_Material_
══════

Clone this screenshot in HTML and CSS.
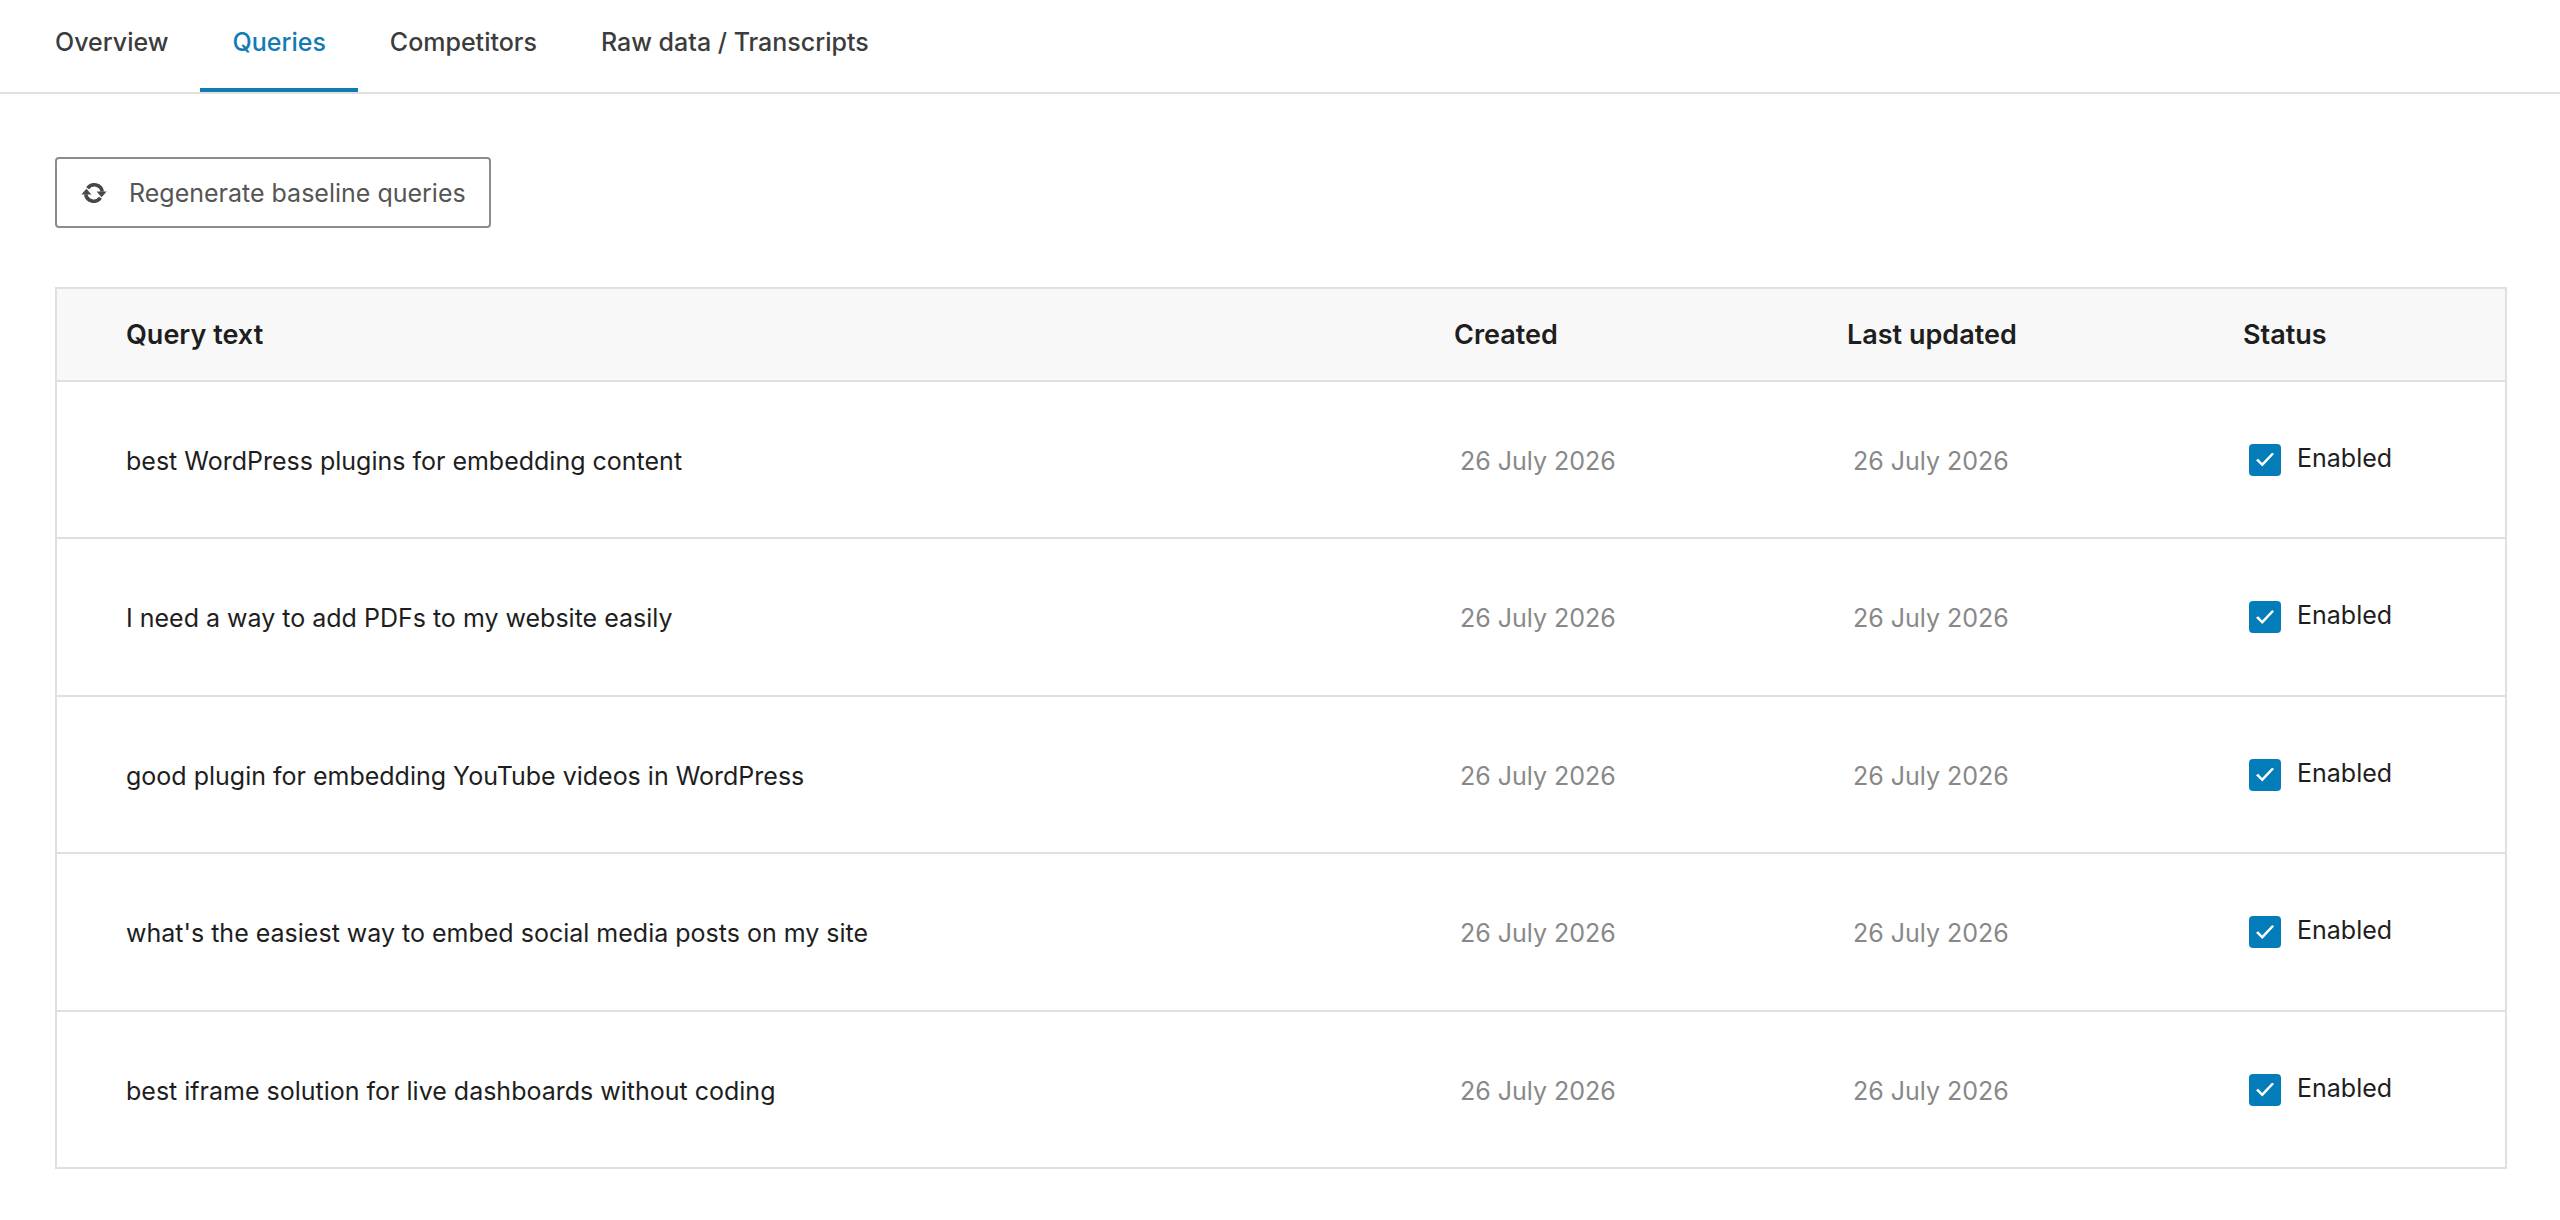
FILE: index.html
```html
<!DOCTYPE html>
<html lang="en">
<head>
<meta charset="utf-8">
<meta name="viewport" content="width=device-width, initial-scale=1">
<title>Queries</title>
<link rel="stylesheet" href="styles.css">
</head>
<body>
<nav class="tabs" aria-label="Sections">
  <a class="tab" href="#overview">Overview</a>
  <a class="tab tab-active" href="#queries" aria-current="page">Queries</a>
  <a class="tab" href="#competitors">Competitors</a>
  <a class="tab" href="#raw">Raw data / Transcripts</a>
</nav>
<main class="content">
  <button class="button" type="button">
    <svg class="button-icon" viewBox="0 0 26 20" aria-hidden="true">
      <path d="M6.6 5.2A8.2 8.2 0 0 1 21.3 8.6" fill="none" stroke="currentColor" stroke-width="3.6"/>
      <path d="M19.4 14.8A8.2 8.2 0 0 1 4.7 11.4" fill="none" stroke="currentColor" stroke-width="3.6"/>
      <path d="M15.6 8.6H25.6L20.6 14.2Z" fill="currentColor"/>
      <path d="M10.4 11.4H.4L5.4 5.8Z" fill="currentColor"/>
    </svg>
    Regenerate baseline queries
  </button>
  <table class="queries">
    <colgroup><col><col class="col-created"><col class="col-updated"><col class="col-status"></colgroup>
    <thead>
      <tr><th scope="col">Query text</th><th scope="col">Created</th><th scope="col">Last updated</th><th scope="col">Status</th></tr>
    </thead>
    <tbody>
      <tr><td class="query">best WordPress plugins for embedding content</td><td class="date">26 July 2026</td><td class="date">26 July 2026</td><td><label class="status"><input class="checkbox" type="checkbox" checked><span class="status-text">Enabled</span></label></td></tr>
      <tr><td class="query">I need a way to add PDFs to my website easily</td><td class="date">26 July 2026</td><td class="date">26 July 2026</td><td><label class="status"><input class="checkbox" type="checkbox" checked><span class="status-text">Enabled</span></label></td></tr>
      <tr><td class="query">good plugin for embedding YouTube videos in WordPress</td><td class="date">26 July 2026</td><td class="date">26 July 2026</td><td><label class="status"><input class="checkbox" type="checkbox" checked><span class="status-text">Enabled</span></label></td></tr>
      <tr><td class="query">what's the easiest way to embed social media posts on my site</td><td class="date">26 July 2026</td><td class="date">26 July 2026</td><td><label class="status"><input class="checkbox" type="checkbox" checked><span class="status-text">Enabled</span></label></td></tr>
      <tr><td class="query">best iframe solution for live dashboards without coding</td><td class="date">26 July 2026</td><td class="date">26 July 2026</td><td><label class="status"><input class="checkbox" type="checkbox" checked><span class="status-text">Enabled</span></label></td></tr>
    </tbody>
  </table>
</main>
</body>
</html>
```
FILE: styles.css
```css
* {
  box-sizing: border-box;
}

body {
  margin: 0;
  background: #fff;
  color: #1e1e1e;
  font: 400 25px/32px Inter, "Liberation Sans", sans-serif;
}

.tabs {
  display: flex;
  padding: 0 23px;
  border-bottom: 2px solid #e0e0e0;
}

.tab {
  padding: 26px 32px 30px;
  border-bottom: 4px solid transparent;
  color: #3c3c3c;
  font-weight: 500;
  text-decoration: none;
}

.tab-active {
  border-color: #117cb3;
  color: #117cb3;
}

.content {
  padding: 63px 53px 50px 55px;
}

.button {
  display: flex;
  align-items: center;
  gap: 22px;
  margin: 0 0 59px;
  padding: 18px 23px 17px 24px;
  border: 2px solid #8c8c8c;
  border-radius: 4px;
  background: #fff;
  color: #555;
  font: inherit;
}

.button-icon {
  width: 26px;
  height: 20px;
  color: #484848;
}

.queries {
  width: 100%;
  table-layout: fixed;
  border: 2px solid #e0e0e0;
  border-spacing: 0;
}

.col-created {
  width: 393px;
}

.col-updated {
  width: 396px;
}

.col-status {
  width: 262px;
}

th {
  padding: 30px 0 29px;
  background: #f8f8f8;
  font-size: 27px;
  font-weight: 600;
  text-align: left;
}

th:first-child,
td:first-child {
  padding-left: 69px;
}

td {
  height: 157px;
  padding: 0 0 0 6px;
  border-top: 2px solid #e0e0e0;
}

tr:nth-child(even) td {
  height: 158px;
}

.query,
.date {
  padding-top: 2px;
}

.date {
  color: #888;
}

.status {
  display: flex;
  align-items: center;
  gap: 16px;
}

.status-text {
  padding-bottom: 4px;
}

.checkbox {
  display: grid;
  place-content: center;
  width: 32px;
  height: 32px;
  margin: 0;
  border-radius: 4px;
  background: #fff;
  appearance: none;
}

.checkbox:checked {
  background: #047cb9;
}

.checkbox:checked::before {
  width: 18px;
  height: 14px;
  background: #fff;
  clip-path: polygon(0 55%, 12% 44%, 34% 75%, 90% 0, 100% 10%, 35% 100%);
  content: "";
}
```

══════

_Problem to work on_
Quote the data above in full, leaving out the pictures it holds.

_Result of the exercise_
Clone this screenshot in HTML and CSS.
FILE: index.html
```html
<!DOCTYPE html>
<html lang="en">
<head>
<meta charset="utf-8">
<meta name="viewport" content="width=device-width, initial-scale=1">
<title>Queries</title>
<link rel="stylesheet" href="styles.css">
</head>
<body>
<nav class="tabs" aria-label="Sections">
  <a class="tab" href="#overview">Overview</a>
  <a class="tab tab-active" href="#queries" aria-current="page">Queries</a>
  <a class="tab" href="#competitors">Competitors</a>
  <a class="tab" href="#raw">Raw data / Transcripts</a>
</nav>
<main class="content">
  <button class="button" type="button">
    <svg class="button-icon" viewBox="0 0 26 20" aria-hidden="true">
      <path d="M6.6 5.2A8.2 8.2 0 0 1 21.3 8.6" fill="none" stroke="currentColor" stroke-width="3.6"/>
      <path d="M19.4 14.8A8.2 8.2 0 0 1 4.7 11.4" fill="none" stroke="currentColor" stroke-width="3.6"/>
      <path d="M15.6 8.6H25.6L20.6 14.2Z" fill="currentColor"/>
      <path d="M10.4 11.4H.4L5.4 5.8Z" fill="currentColor"/>
    </svg>
    Regenerate baseline queries
  </button>
  <table class="queries">
    <colgroup><col><col class="col-created"><col class="col-updated"><col class="col-status"></colgroup>
    <thead>
      <tr><th scope="col">Query text</th><th scope="col">Created</th><th scope="col">Last updated</th><th scope="col">Status</th></tr>
    </thead>
    <tbody>
      <tr><td class="query">best WordPress plugins for embedding content</td><td class="date">26 July 2026</td><td class="date">26 July 2026</td><td><label class="status"><input class="checkbox" type="checkbox" checked><span class="status-text">Enabled</span></label></td></tr>
      <tr><td class="query">I need a way to add PDFs to my website easily</td><td class="date">26 July 2026</td><td class="date">26 July 2026</td><td><label class="status"><input class="checkbox" type="checkbox" checked><span class="status-text">Enabled</span></label></td></tr>
      <tr><td class="query">good plugin for embedding YouTube videos in WordPress</td><td class="date">26 July 2026</td><td class="date">26 July 2026</td><td><label class="status"><input class="checkbox" type="checkbox" checked><span class="status-text">Enabled</span></label></td></tr>
      <tr><td class="query">what's the easiest way to embed social media posts on my site</td><td class="date">26 July 2026</td><td class="date">26 July 2026</td><td><label class="status"><input class="checkbox" type="checkbox" checked><span class="status-text">Enabled</span></label></td></tr>
      <tr><td class="query">best iframe solution for live dashboards without coding</td><td class="date">26 July 2026</td><td class="date">26 July 2026</td><td><label class="status"><input class="checkbox" type="checkbox" checked><span class="status-text">Enabled</span></label></td></tr>
    </tbody>
  </table>
</main>
</body>
</html>
```
FILE: styles.css
```css
* {
  box-sizing: border-box;
}

body {
  margin: 0;
  background: #fff;
  color: #1e1e1e;
  font: 400 25px/32px Inter, "Liberation Sans", sans-serif;
}

.tabs {
  display: flex;
  padding: 0 23px;
  border-bottom: 2px solid #e0e0e0;
}

.tab {
  padding: 26px 32px 30px;
  border-bottom: 4px solid transparent;
  color: #3c3c3c;
  font-weight: 500;
  text-decoration: none;
}

.tab-active {
  border-color: #117cb3;
  color: #117cb3;
}

.content {
  padding: 63px 53px 50px 55px;
}

.button {
  display: flex;
  align-items: center;
  gap: 22px;
  margin: 0 0 59px;
  padding: 18px 23px 17px 24px;
  border: 2px solid #8c8c8c;
  border-radius: 4px;
  background: #fff;
  color: #555;
  font: inherit;
}

.button-icon {
  width: 26px;
  height: 20px;
  color: #484848;
}

.queries {
  width: 100%;
  table-layout: fixed;
  border: 2px solid #e0e0e0;
  border-spacing: 0;
}

.col-created {
  width: 393px;
}

.col-updated {
  width: 396px;
}

.col-status {
  width: 262px;
}

th {
  padding: 30px 0 29px;
  background: #f8f8f8;
  font-size: 27px;
  font-weight: 600;
  text-align: left;
}

th:first-child,
td:first-child {
  padding-left: 69px;
}

td {
  height: 157px;
  padding: 0 0 0 6px;
  border-top: 2px solid #e0e0e0;
}

tr:nth-child(even) td {
  height: 158px;
}

.query,
.date {
  padding-top: 2px;
}

.date {
  color: #888;
}

.status {
  display: flex;
  align-items: center;
  gap: 16px;
}

.status-text {
  padding-bottom: 4px;
}

.checkbox {
  display: grid;
  place-content: center;
  width: 32px;
  height: 32px;
  margin: 0;
  border-radius: 4px;
  background: #fff;
  appearance: none;
}

.checkbox:checked {
  background: #047cb9;
}

.checkbox:checked::before {
  width: 18px;
  height: 14px;
  background: #fff;
  clip-path: polygon(0 55%, 12% 44%, 34% 75%, 90% 0, 100% 10%, 35% 100%);
  content: "";
}
```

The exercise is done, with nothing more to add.